Crossing the Southeast Gobi to China, Mongolia

Monday, July 02, 2007
Hövsgöl, East Gobi Aymag, Mongolia
Crossing the eastern part of the Gobi between Dalanzadgad, the capital of Omnogov (South Gobi) Province and Zemin Uud at the Chinese border was perhaps the hardest, most trying four days of our trip. We stopped for food, water, and petrol in dusty, ramshackle Dalanzadgad for the crossing, unsure of what to inspect since even our guide Tamir had never been been through the area. Dalanzadgad had a small market, a post office that was actually open enabling me to mail the postcards I found 10 days earlier, and a small telecom building with two competer terminals and about 50 people in line waiting to use the Internet. I give up - e-mail will have to wait until I get to China. Even the meat selection was so limited in the poorly stocked market that two cook groups decided to cook vegetarian meals or rely on canned tuna from stock while Heinz and his cook group decided to buy the best meat cuts they could find for their dinner - horse ribs and flank.

Perhaps because of the searing daytime heat, the last few days in Mongolia seemed to be the hardest, even though "the light at the end of the tunnel" was in sight, at least figuratively if not literally . Only a few more nights and there'd be real hotels with real beds to sleep in China. Meanwhile, three full days of driving on sandy desert tracks that don't even show up on detailed topographical map lay ahead. It seemed Tamir and Charlie were stopping at every ger in sight to ask for directions, often receiving multiple or conflicting responses, for there are not only no paved roads in Mongolia but also no signs pointing the way in the country.
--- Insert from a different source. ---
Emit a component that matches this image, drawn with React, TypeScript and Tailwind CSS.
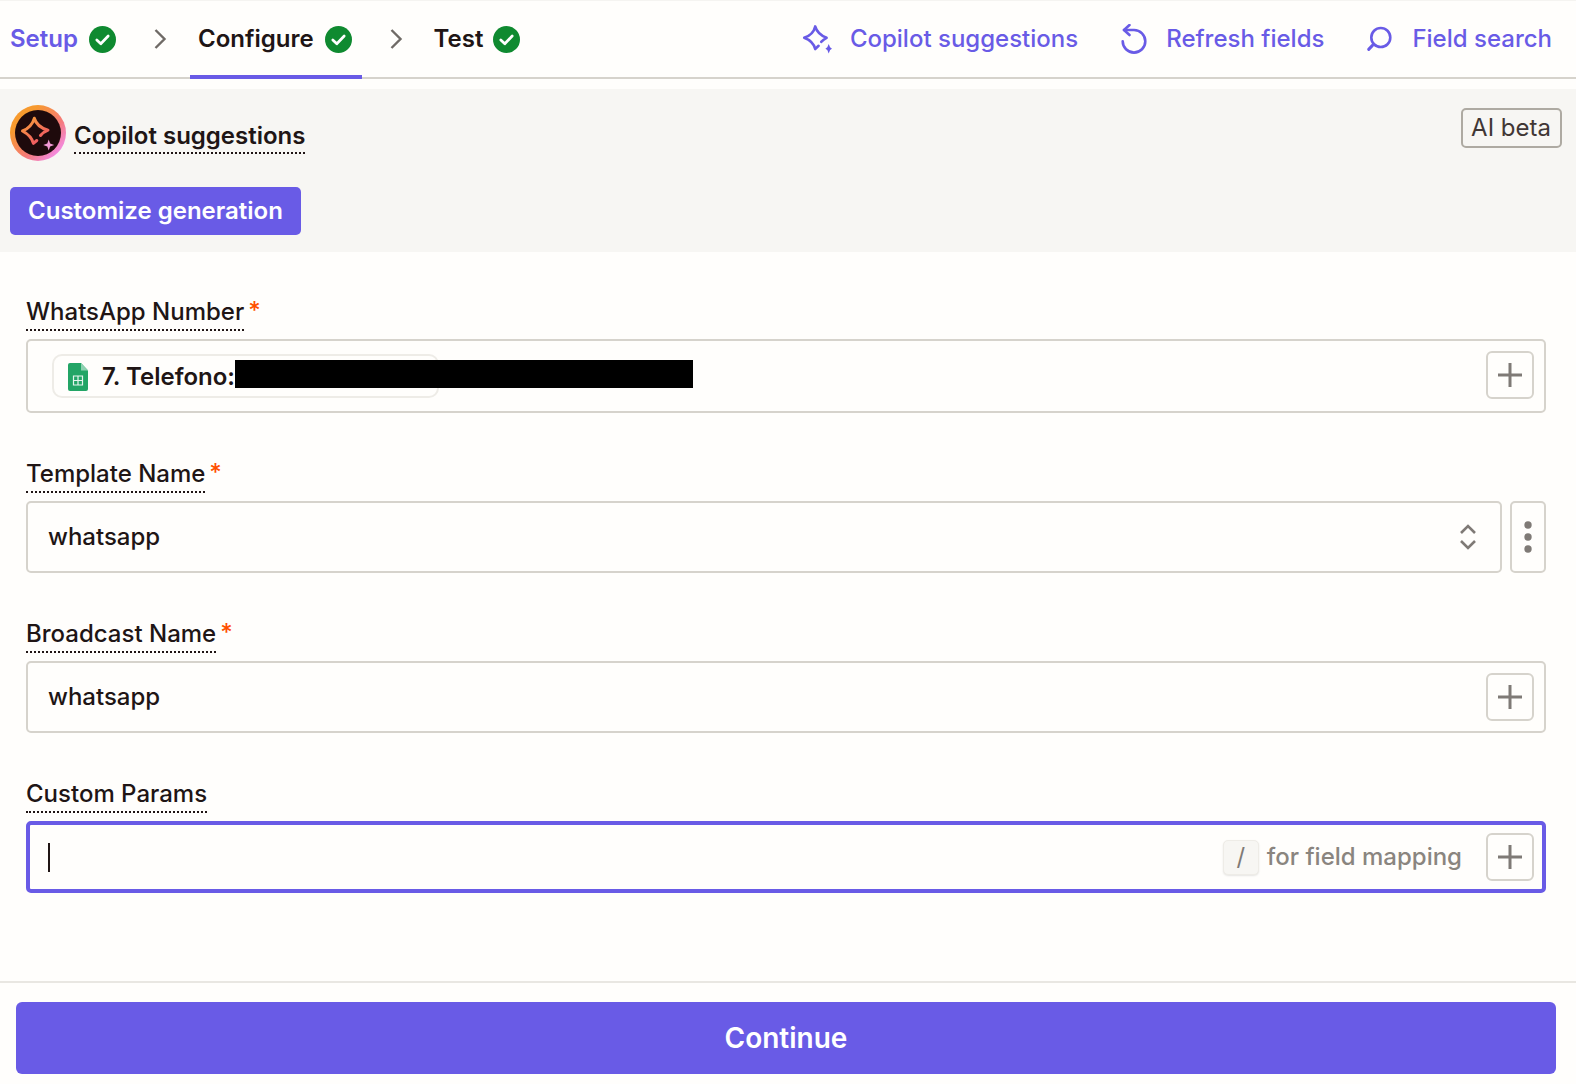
import type { ReactNode } from "react";

const CheckBadge = () => (
  <svg width="27" height="27" viewBox="0 0 27 27" className="shrink-0">
    <circle cx="13.5" cy="13.5" r="13.5" fill="#0f8a30" />
    <path d="M7.8 14l4 3.8 7.4-7.8" fill="none" stroke="#fff" strokeWidth="2.7" strokeLinecap="round" strokeLinejoin="round" />
  </svg>
);

const Chevron = () => (
  <svg width="14" height="22" viewBox="0 0 14 22" className="shrink-0">
    <path d="M2.5 2l9 9-9 9" fill="none" stroke="#6f6a66" strokeWidth="2.4" />
  </svg>
);

const Spark = () => (
  <svg width="30" height="30" viewBox="0 0 30 30" className="shrink-0" fill="none">
    <path
      d="M16.6 21.800L13.200 25C12 20 8.500 16.200 2.200 13.800 8.500 11.500 12 8 13.200 2.400 14.800 8 18.500 11.500 24.600 13.800 22.500 14.800 20.800 16 19.200 17.800"
      stroke="#695be6"
      strokeWidth="2.600"
      strokeLinejoin="round"
      strokeLinecap="round"
    />
    <path d="M26.700 20l1.400 3.300 1.900 1.400-1.900 1.400-1.400 3.300-1.400-3.300-1.900-1.400 1.900-1.400z" fill="#695be6" />
  </svg>
);

const Refresh = () => (
  <svg width="28" height="30" viewBox="0 0 28 30" className="shrink-0" fill="none" stroke="#695be6" strokeWidth="2.600" strokeLinecap="round" strokeLinejoin="round">
    <path d="M4 6h10a11.300 11.300 0 1 1-11.300 11.300" />
    <path d="M9.500 1L4 6l5.500 5" />
  </svg>
);

const SearchIcon = () => (
  <svg width="28" height="28" viewBox="0 0 28 28" className="shrink-0" fill="none" stroke="#695be6" strokeWidth="2.600">
    <circle cx="14.800" cy="12.500" r="9.500" />
    <path d="M6.500 20.400l-3.800 4" strokeWidth="3" strokeLinecap="round" />
  </svg>
);

const Plus = () => (
  <svg width="26" height="26" viewBox="0 0 26 26">
    <path d="M1 13h24M13 1v24" stroke="#7f7a76" strokeWidth="3" />
  </svg>
);

const PlusButton = () => (
  <button className="flex h-12 w-12 shrink-0 items-center justify-center rounded-md border-2 border-[#d6d3cc] bg-[#fffefc]">
    <Plus />
  </button>
);

const Logo = () => (
  <div className="flex h-14 w-14 shrink-0 items-center justify-center rounded-full bg-[linear-gradient(135deg,#f79a2e_25%,#f57a78_60%,#f38ade_85%)]">
    <div className="flex h-[46px] w-[46px] items-center justify-center rounded-full bg-[#1e0a0c]">
      <svg width="46" height="46" viewBox="0 0 46 46" fill="none">
        <defs>
          <linearGradient id="star" x1="10" y1="8" x2="28" y2="34" gradientUnits="userSpaceOnUse">
            <stop stopColor="#f7a038" />
            <stop offset="1" stopColor="#f0506a" />
          </linearGradient>
        </defs>
        <path
          d="M21.800 30.500L18.400 33.300C17 28 13.500 24.200 7.500 21 13.500 18.500 17.500 14.500 19.300 8.300 21 14 25 18 33 20.200 30.500 21.200 27.500 23 25.500 25.500"
          stroke="url(#star)"
          strokeWidth="3"
          strokeLinejoin="round"
          strokeLinecap="round"
        />
        <path d="M33.700 29.500l1.400 4 4.100 1.500-4.100 1.500-1.400 4-1.400-4-4.100-1.500 4.100-1.500z" fill="#f29ad6" />
      </svg>
    </div>
  </div>
);

const SheetsIcon = () => (
  <svg width="20" height="28" viewBox="0 0 20 28" className="shrink-0">
    <path d="M2 0h11l7 7.500V26a2 2 0 0 1-2 2H2a2 2 0 0 1-2-2V2a2 2 0 0 1 2-2z" fill="#23a566" />
    <path d="M13 0l7 7.500h-7z" fill="#8ed1b1" />
    <path d="M5.500 13h9v9h-9z M5.500 17.500h9 M10 13v9" fill="none" stroke="#e6f5ee" strokeWidth="1.200" />
  </svg>
);

function Label({ text, required }: { text: string; required?: boolean }) {
  return (
    <div className="mb-2 flex h-[30px] items-start">
      <span className="h-[30px] border-b-2 border-dotted border-[#201515] text-[24px] leading-[22px] font-medium text-[#201515]">
        {text}
      </span>
      {required && <span className="ml-1 text-[24px] leading-[20px] font-medium text-[#ff4f00]">*</span>}
    </div>
  );
}

function Field({ children, className }: { children: ReactNode; className: string }) {
  return <div className={`flex items-center rounded-[5px] ${className}`}>{children}</div>;
}

function TopAction({ icon, text }: { icon: ReactNode; text: string }) {
  return (
    <a className="flex items-center gap-[18px] text-[24px] font-medium text-[#695be6]">
      {icon}
      {text}
    </a>
  );
}

export default function App() {
  return (
    <div className="min-h-[1084px] bg-[#fffefc] [font-family:Inter,sans-serif]">
      <header className="flex h-[79px] items-stretch justify-between border-t border-b-2 border-t-[#f5f4f1] border-b-[#d6d3cc] pr-[24px] pl-[10px]">
        <nav className="flex items-center text-[24px] font-semibold text-[#201515]">
          <div className="flex items-center gap-[11px] text-[#695be6]">
            Setup
            <CheckBadge />
          </div>
          <div className="mr-[23px] ml-[37px]">
            <Chevron />
          </div>
          <div className="-mb-0.5 flex h-[78px] items-center gap-[11px] border-b-4 border-[#695be6] pt-0.5 pr-[10px] pl-2">
            Configure
            <CheckBadge />
          </div>
          <div className="mr-[31px] ml-[27px]">
            <Chevron />
          </div>
          <div className="flex items-center gap-[10px]">
            Test
            <CheckBadge />
          </div>
        </nav>
        <div className="flex items-center gap-[42px]">
          <TopAction icon={<Spark />} text="Copilot suggestions" />
          <TopAction icon={<Refresh />} text="Refresh fields" />
          <TopAction icon={<SearchIcon />} text="Field search" />
        </div>
      </header>

      <section className="mt-[10px] flex h-[163px] items-start justify-between bg-[#f7f6f3] pt-4 pr-[14px] pl-[10px]">
        <div>
          <div className="flex items-center gap-2">
            <Logo />
            <span className="mt-[7px] border-b-2 border-dotted border-[#201515] text-[24px] leading-[33px] font-semibold text-[#201515]">
              Copilot suggestions
            </span>
          </div>
          <button className="mt-[26px] h-12 rounded-[5px] bg-[#695be6] px-[18px] text-[24px] font-semibold text-white">
            Customize generation
          </button>
        </div>
        <div className="mt-[3px] flex h-10 items-center rounded-[5px] border-2 border-[#aeaaa2] pr-[9px] pl-2 text-[24px] text-[#413735]">
          AI beta
        </div>
      </section>

      <main className="pt-[49px] pr-[30px] pl-[26px]">
        <Label text="WhatsApp Number" required />
        <Field className="relative h-[74px] justify-between border-2 border-[#d6d3cc] pr-[10px] pl-6">
          <div className="flex h-11 w-[387px] items-center gap-[14px] rounded-[10px] border-2 border-[#eeece7] pt-px pl-[14px] text-[24px] font-semibold text-[#201515]">
            <SheetsIcon />
            7. Telefono:
          </div>
          <div className="absolute top-[19px] left-[207px] h-[28px] w-[458px] bg-black" />
          <div className="mb-[2px]">
            <PlusButton />
          </div>
        </Field>

        <div className="mt-[50px]">
          <Label text="Template Name" required />
          <div className="flex gap-2">
            <Field className="h-[72px] flex-1 justify-between border-2 border-[#d6d3cc] pr-[23px] pl-5 text-[24px] font-medium text-[#201515]">
              whatsapp
              <svg width="18" height="26" viewBox="0 0 18 26" fill="none" stroke="#7f7a76" strokeWidth="2.600">
                <path d="M2 9l7-7 7 7M2 17l7 7 7-7" />
              </svg>
            </Field>
            <Field className="h-[72px] w-9 justify-center border-2 border-[#d6d3cc]">
              <svg width="8" height="32" viewBox="0 0 8 32" fill="#7f7a76">
                <circle cx="4" cy="4" r="3.700" />
                <circle cx="4" cy="16" r="3.700" />
                <circle cx="4" cy="28" r="3.700" />
              </svg>
            </Field>
          </div>
        </div>

        <div className="mt-[50px]">
          <Label text="Broadcast Name" required />
          <Field className="h-[72px] justify-between border-2 border-[#d6d3cc] pr-[10px] pl-5 text-[24px] font-medium text-[#201515]">
            whatsapp
            <PlusButton />
          </Field>
        </div>

        <div className="mt-[50px]">
          <Label text="Custom Params" />
          <Field className="h-[72px] justify-between border-4 border-[#695be6] pr-2 pl-[18px]">
            <div className="h-[29px] w-0.5 bg-[#201515]" />
            <div className="flex items-center">
              <span className="flex h-[35px] w-9 items-center justify-center rounded-[5px] border border-[#eeece7] bg-[#f7f6f3] text-[24px] text-[#7f7a76] shadow-[0_1px_2px_rgba(0,0,0,0.1)]">
                /
              </span>
              <span className="mr-6 ml-2 text-[24px] font-medium text-[#8a857f]">for field mapping</span>
              <PlusButton />
            </div>
          </Field>
        </div>
      </main>

      <footer className="mt-[88px] border-t-2 border-[#e9e7e2] px-4 pt-[19px] pb-[10px]">
        <button className="h-[72px] w-[1540px] rounded-md bg-[#695be6] text-[28px] font-semibold text-white">
          Continue
        </button>
      </footer>
    </div>
  );
}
We limit use of the water we are carrying to the necessities of cooking and drinking should we break down and get stranded somewhere in the desert for a while. There's certainly now water for luxuries like bathing or washing clothes. We stop at every dusty settlement with a well to top off the water tank, but here even the water tastes like the dust. The Gods seem to be with us here, though, and we manage to get stuck in the sand only once in the three days.

There's far less livestock in the Gobi than elsewhere in Mongolia and most of it is camels . The widely scattered wildlife consists of raptors like kites, eagles, and Lammergeyers and gazelles and majestic wild asses called Khangai that run so swiftly from the truck we only get glimpses of them in the distance. The desert tracks are even more deserted than elsewhere in Mongolia, except for one short stretch with a constant stream of trucks carrying coal from a mine towards a Chinese border crossing.

On our third night out from Dalazadgad we stopped early and camped less than 30 miles from the Chinese border, all excited to get out last night of camping behind us. It had been 35 nights since we stayed in a hotel, 27 of which were bush camps and the remainder ger stays. Charlie and Ben picked a site on a ridge with a magnificent view over the desert and all quickly put up there tents. I learned my lesson from the last time, though, and waited to put my tent up because the weather looked threatening. Sure enough, about an hour later a sandstorm blew through, the downdrafts of a severe thunderstorm that was dry at the surface level because the precipitation all evaporated in the dry desert air before reaching the ground . Again tents got blown down, cooking food brought into the truck, and people chasing down loose items blown away in the wind. We ate dinner in the truck as the storm raged on outside. Tonka forms multiple functions as well as being a vehicle equipped to travel across distances with everything needed for survival, she's also a mess hall, a disco, a game room, a bar, and a library/reading room. This being the last night of camping, people were in party mode and over the course of the night devoured most of a case of vodka and a lot of beer too while dancing on the truck to music blaring over Tonka's audio system. The party moved outside as the sandstorm abated during the night, and the dancing was supplemented by drunk overlanders climbing up on Tonka's roof and sliding down her awning.

Our group has been together in the truck for almost five weeks since Almaty with only a few brief interactions with members of the outside world, most of which in Mongolia were with people with whom we were unable to communicate.  I can't help but wonder if any of us will be able to function once we return to civil society, or are we all too far gone by now from our months in the bubble that is Tonka during which we've all reverted to a feral state? Is there any hope for us now that we've all turned into a bunch of savages?